JNU Violence: Where is Truth?

The speech delivered by JNU student Kanhaiya Kumar after his bail stirred emotions throughout the country. My bookworm’s interest was kindled in places where a rare form of irony was employed: something said in jest but meant in total earnestness. One example is when Kumar referred to PM Narendra Modi’s recent tweet that simply said Satyameva Jayate in the context of the HRD Minister’s speech in Lok Sabha. Kanhaiya turned it around: “I, too, say Satyameva Jayate,” he said. Returning from the high of the speech, my mind wandered to the beginning of irony as a concept, and to the man who is seen as the world’s first historically ironic figure: Socrates.

Celebrated as the founder of Western Philosophy, Socrates had no philosophy to call his own. He wrote nothing. His dialogues with various intellectuals and citizens of his time were written down by his pupil Plato, and those texts remain our main access to his mind.

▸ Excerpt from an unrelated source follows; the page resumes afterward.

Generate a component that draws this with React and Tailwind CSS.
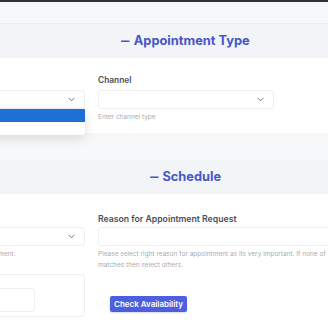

As an example of what Socrates did, consider the dialogue named Euthyphro. Here, Socrates draws the eponymous lawyer into a conversation about the concept of piety. Socrates feigns complete ignorance himself, and repeatedly exhorts Euthyphro to clarify the terms by which he defines piety. As the conversation progresses, one sees the ironic mechanism by which Socrates leads Euthyphro to contradict himself again and again, so much that by the end, finding any and all of his ideas baseless, Euthyphro finds it better to run away.

Towards the end of 5th Century BC, Socrates stands trial for sedition (or heresy: both meant the same in ancient Greece). The charge against him is twin-fold: disbelief in old gods and introduction of new ones, and the corruption of youth.

Plato’s Apology is an account of Socrates’ defence, where Socrates claims to be the gadfly that the horse of Athens needed to remain alert. Of the charges, he says that his ignorance regarding the gods must itself be the defense.

The State, suspecting an ironic element in this ignorance, or considering it unacceptable on its own, finds Socrates guilty. Yet the unique humanitarianism of ancient Greece allows him to define his own punishment. It is here that Socrates’ world-historical position justifies itself. When the simpler punishments are disallowed, and Socrates has to choose between exile and death, he chooses the latter; and he extends his ignorance to death too, saying that he knows it neither as good nor as evil. This means that the harshest punishment the State knows might not be a punishment for Socrates. Ironically, then, the State is rendered powerless even as it exerts that power to its highest capacity.

The biggest tragedy in history is that it is possible for a man, whose time has come, to represent an idea and yet be unauthorised. When this clash between ‘The Idea’ and ‘The Authority’ happens, a sacrifice is demanded by both sides. It remains to be seen if the recent JNU episodes require interpretation through such grave historical templates.